Dense360: Dense Understanding from Omnidirectional Panoramas
It addresses the need for comprehensive visual inputs in MLLMs for applications like robotics or VR, but is incremental as it adapts existing methods to a new data format.
The paper tackles the problem of dense visual understanding from omnidirectional panoramas for Multimodal Large Language Models (MLLMs), introducing a dataset with 160K panoramas and 5M captions, and proposing ERP-RoPE to address challenges in equirectangular projections, resulting in the first benchmark for panoramic captioning and grounding.

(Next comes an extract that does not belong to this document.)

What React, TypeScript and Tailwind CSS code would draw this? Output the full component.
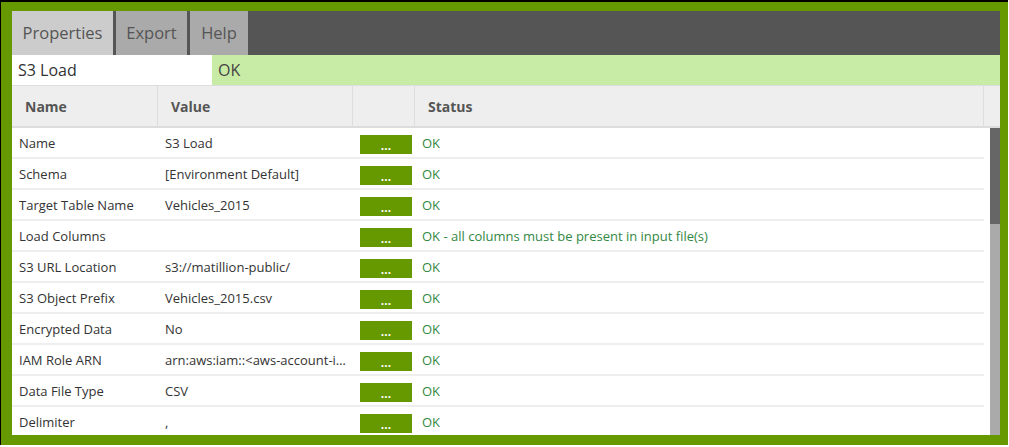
import React from 'react';

const rows: [string, string, string][] = [
  ['Name', 'S3 Load', 'OK'],
  ['Schema', '[Environment Default]', 'OK'],
  ['Target Table Name', 'Vehicles_2015', 'OK'],
  ['Load Columns', '', 'OK - all columns must be present in input file(s)'],
  ['S3 URL Location', 's3://matillion-public/', 'OK'],
  ['S3 Object Prefix', 'Vehicles_2015.csv', 'OK'],
  ['Encrypted Data', 'No', 'OK'],
  ['IAM Role ARN', 'arn:aws:iam::<aws-account-id>:role/redshift', 'OK'],
  ['Data File Type', 'CSV', 'OK'],
  ['Delimiter', ',', 'OK'],
];

export default function App() {
  return (
    <div className="w-[1009px] h-[447px] bg-white font-['Open_Sans',sans-serif]">
      <div className="w-[1008px] h-[445px] border-t-2 border-l border-black bg-[#669900] pt-[9px] pl-[11px] pr-[7px] pb-[9px]">
        <div className="flex flex-col w-[988px] h-[424px] bg-white">
          {/* tabs */}
          <div className="flex h-[44px] bg-[#555555] shrink-0">
            <div className="w-[101px] bg-[#cccccc] text-[#555] text-[16.5px] flex items-center justify-center">Properties</div>
            <div className="w-[3px]" />
            <div className="w-[71px] bg-[#aaaaaa] text-[#555] text-[16.5px] flex items-center justify-center">Export</div>
            <div className="w-[3px]" />
            <div className="w-[58px] bg-[#aaaaaa] text-[#555] text-[16.5px] flex items-center justify-center">Help</div>
          </div>
          {/* component name */}
          <div className="flex h-[31px] shrink-0 border-b border-[#dddddd]">
            <div className="w-[200px] pl-[6px] flex items-center text-[16px] text-[#333]">S3 Load</div>
            <div className="flex-1 bg-[#c8eca5] pl-[6px] flex items-center text-[16px] text-[#444]">OK</div>
          </div>
          {/* header */}
          <div className="flex h-[42px] shrink-0 bg-[#eeeeee] border-b-2 border-[#dddddd] text-[14px] font-bold text-[#555]">
            <div className="w-[146px] shrink-0 pl-[13px] flex items-center border-r border-[#dddddd]">Name</div>
            <div className="w-[195px] shrink-0 pl-[13px] flex items-center border-r border-[#dddddd]">Value</div>
            <div className="w-[62px] shrink-0 border-r border-[#dddddd]" />
            <div className="w-[569px] shrink-0 pl-[13px] flex items-center border-r border-[#dddddd]">Status</div>
            <div className="flex-1" />
          </div>
          {/* body */}
          <div className="flex flex-1 overflow-hidden">
            <div className="w-[972px] shrink-0 overflow-hidden">
              {rows.map(([name, value, status]) => (
                <div key={name} className="flex h-[31px] items-center pt-[2px] border-b-2 border-[#eeeeee] text-[13px] text-[#333]">
                  <div className="w-[146px] shrink-0 pl-[7px] truncate">{name}</div>
                  <div className="w-[195px] shrink-0 pl-[7px] pr-[1px] truncate">{value}</div>
                  <div className="w-[62px] shrink-0 pl-[7px] pt-[1px]">
                    <button className="w-[52px] h-[19px] bg-[#669900] text-white text-[12px] font-bold leading-none flex items-end justify-center pb-[2px]">
                      ...
                    </button>
                  </div>
                  <div className="pl-[7px] text-[#338844]">{status}</div>
                </div>
              ))}
            </div>
            <div className="w-[6px] shrink-0" />
            <div className="w-[10px] shrink-0 bg-[#aaaaaa] flex flex-col">
              <div className="h-[96px] bg-[#666666]" />
            </div>
          </div>
        </div>
      </div>
    </div>
  );
}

Multimodal Large Language Models (MLLMs) require comprehensive visual inputs to achieve dense understanding of the physical world. While existing MLLMs demonstrate impressive world understanding capabilities through limited field-of-view (FOV) visual inputs (e.g., 70 degree), we take the first step toward dense understanding from omnidirectional panoramas. We first introduce an omnidirectional panoramas dataset featuring a comprehensive suite of reliability-scored annotations. Specifically, our dataset contains 160K panoramas with 5M dense entity-level captions, 1M unique referring expressions, and 100K entity-grounded panoramic scene descriptions. Compared to multi-view alternatives, panoramas can provide more complete, compact, and continuous scene representations through equirectangular projections (ERP). However, the use of ERP introduces two key challenges for MLLMs: i) spatial continuity along the circle of latitude, and ii) latitude-dependent variation in information density. We address these challenges through ERP-RoPE, a position encoding scheme specifically designed for panoramic ERP. In addition, we introduce Dense360-Bench, the first benchmark for evaluating MLLMs on omnidirectional captioning and grounding, establishing a comprehensive framework for advancing dense visual-language understanding in panoramic settings.